• **STATED EXERCISE**
Show every line where "styles" occurs.

• **RECORDED DATA**
---

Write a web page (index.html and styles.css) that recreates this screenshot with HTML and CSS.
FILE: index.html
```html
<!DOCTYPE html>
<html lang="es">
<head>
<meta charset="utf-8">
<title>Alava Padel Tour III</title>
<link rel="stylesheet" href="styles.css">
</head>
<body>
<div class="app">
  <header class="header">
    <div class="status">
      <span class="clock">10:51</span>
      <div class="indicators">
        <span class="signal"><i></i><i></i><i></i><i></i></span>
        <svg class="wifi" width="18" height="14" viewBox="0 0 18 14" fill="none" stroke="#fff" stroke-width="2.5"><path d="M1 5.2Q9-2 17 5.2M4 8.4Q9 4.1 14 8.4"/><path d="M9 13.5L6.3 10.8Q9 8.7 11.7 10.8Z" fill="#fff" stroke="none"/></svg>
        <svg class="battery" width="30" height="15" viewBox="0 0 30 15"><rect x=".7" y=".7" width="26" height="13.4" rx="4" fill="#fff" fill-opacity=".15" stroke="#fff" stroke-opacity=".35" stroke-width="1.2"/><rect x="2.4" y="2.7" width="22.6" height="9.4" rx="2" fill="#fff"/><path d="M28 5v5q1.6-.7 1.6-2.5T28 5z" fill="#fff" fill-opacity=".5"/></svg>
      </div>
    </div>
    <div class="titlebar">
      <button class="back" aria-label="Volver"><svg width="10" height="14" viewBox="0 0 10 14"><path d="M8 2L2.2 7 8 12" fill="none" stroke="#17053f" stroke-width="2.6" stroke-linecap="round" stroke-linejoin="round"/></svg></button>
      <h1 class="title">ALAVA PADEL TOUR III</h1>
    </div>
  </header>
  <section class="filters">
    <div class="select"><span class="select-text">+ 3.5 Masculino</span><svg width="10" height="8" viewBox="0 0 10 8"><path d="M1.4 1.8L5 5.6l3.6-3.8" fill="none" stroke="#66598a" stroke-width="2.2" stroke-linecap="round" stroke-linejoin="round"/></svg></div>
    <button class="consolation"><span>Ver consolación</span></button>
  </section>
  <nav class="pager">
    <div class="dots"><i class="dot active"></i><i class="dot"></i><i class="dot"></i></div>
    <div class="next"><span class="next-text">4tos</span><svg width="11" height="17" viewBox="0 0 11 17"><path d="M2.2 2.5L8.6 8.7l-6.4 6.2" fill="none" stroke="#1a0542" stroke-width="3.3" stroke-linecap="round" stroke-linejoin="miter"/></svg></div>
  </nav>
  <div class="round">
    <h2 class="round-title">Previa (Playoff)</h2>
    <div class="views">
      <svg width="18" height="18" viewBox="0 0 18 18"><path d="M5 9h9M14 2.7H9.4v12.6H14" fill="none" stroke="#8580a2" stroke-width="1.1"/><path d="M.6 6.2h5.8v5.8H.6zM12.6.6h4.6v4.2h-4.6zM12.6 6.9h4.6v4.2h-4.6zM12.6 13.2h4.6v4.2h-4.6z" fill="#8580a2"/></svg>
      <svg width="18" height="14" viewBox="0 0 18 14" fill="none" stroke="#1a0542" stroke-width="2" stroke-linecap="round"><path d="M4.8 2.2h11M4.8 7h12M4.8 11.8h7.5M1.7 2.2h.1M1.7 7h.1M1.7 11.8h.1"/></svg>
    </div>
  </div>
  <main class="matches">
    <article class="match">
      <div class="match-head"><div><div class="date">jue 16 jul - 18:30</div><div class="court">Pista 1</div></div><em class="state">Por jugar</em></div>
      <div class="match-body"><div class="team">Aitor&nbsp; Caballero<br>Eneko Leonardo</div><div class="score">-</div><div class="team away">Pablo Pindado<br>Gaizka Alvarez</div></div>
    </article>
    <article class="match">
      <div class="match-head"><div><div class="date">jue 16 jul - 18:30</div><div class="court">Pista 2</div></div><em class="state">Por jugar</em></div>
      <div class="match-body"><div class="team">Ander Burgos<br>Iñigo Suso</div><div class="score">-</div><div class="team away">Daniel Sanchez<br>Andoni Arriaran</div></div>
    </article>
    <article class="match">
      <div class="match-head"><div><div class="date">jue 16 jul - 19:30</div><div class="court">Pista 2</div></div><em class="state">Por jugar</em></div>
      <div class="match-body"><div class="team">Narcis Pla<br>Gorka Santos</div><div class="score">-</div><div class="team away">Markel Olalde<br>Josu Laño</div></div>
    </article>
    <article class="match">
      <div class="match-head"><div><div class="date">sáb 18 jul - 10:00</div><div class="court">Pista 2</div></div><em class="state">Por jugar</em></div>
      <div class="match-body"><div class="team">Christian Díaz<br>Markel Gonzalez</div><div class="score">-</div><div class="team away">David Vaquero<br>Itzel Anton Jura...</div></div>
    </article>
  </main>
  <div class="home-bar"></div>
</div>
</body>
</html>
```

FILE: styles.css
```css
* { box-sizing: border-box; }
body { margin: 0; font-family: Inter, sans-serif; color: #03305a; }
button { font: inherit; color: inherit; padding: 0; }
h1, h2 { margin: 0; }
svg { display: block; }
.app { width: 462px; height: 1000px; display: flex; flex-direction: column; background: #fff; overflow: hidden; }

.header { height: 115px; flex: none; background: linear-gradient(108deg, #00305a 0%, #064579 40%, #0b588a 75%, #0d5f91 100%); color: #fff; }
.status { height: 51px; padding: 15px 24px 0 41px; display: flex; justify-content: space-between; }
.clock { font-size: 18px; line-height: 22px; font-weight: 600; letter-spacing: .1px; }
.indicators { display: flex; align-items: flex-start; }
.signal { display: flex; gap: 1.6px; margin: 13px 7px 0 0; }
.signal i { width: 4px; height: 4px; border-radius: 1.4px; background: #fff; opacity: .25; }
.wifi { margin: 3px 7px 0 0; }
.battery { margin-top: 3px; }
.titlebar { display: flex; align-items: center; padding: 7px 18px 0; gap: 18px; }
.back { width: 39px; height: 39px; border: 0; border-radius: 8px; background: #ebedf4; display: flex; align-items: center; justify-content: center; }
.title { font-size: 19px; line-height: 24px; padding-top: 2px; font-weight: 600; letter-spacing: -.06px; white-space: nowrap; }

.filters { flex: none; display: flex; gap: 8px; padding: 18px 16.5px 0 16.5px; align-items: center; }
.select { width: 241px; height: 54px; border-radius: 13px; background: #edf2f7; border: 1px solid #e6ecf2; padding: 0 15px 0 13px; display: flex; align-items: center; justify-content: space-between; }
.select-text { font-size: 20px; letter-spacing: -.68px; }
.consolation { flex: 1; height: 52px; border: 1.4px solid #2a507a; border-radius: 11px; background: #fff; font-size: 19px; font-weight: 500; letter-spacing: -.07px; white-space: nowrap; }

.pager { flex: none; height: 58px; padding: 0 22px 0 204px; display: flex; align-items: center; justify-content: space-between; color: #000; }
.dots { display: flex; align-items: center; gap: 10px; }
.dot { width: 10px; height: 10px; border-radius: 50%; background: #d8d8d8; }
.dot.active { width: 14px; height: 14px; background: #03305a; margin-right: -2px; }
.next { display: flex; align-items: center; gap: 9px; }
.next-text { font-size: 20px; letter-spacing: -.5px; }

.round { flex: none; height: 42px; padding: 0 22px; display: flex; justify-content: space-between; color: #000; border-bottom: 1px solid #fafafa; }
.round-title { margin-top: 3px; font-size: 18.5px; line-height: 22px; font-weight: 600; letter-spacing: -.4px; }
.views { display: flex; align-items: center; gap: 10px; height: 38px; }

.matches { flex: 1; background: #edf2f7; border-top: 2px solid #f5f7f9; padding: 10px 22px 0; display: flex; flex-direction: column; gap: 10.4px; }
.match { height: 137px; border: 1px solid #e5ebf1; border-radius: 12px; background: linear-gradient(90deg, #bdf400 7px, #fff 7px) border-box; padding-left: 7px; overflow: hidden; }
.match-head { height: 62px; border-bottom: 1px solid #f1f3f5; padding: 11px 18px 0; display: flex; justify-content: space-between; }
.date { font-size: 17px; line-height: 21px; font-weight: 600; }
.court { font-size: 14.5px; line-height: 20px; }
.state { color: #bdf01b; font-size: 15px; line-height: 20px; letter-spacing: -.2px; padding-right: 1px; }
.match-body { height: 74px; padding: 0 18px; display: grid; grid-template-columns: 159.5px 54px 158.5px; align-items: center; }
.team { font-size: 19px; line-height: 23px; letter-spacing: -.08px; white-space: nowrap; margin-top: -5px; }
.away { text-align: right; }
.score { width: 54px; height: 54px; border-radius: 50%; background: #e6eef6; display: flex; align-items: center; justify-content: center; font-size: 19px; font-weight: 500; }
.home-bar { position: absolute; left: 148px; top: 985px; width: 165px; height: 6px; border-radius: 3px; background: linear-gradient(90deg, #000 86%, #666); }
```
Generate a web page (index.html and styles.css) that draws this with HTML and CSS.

---

• **RESULT**
Write a web page (index.html and styles.css) that recreates this screenshot with HTML and CSS.
<link rel="stylesheet" href="styles.css">
FILE: styles.css
Generate a web page (index.html and styles.css) that draws this with HTML and CSS.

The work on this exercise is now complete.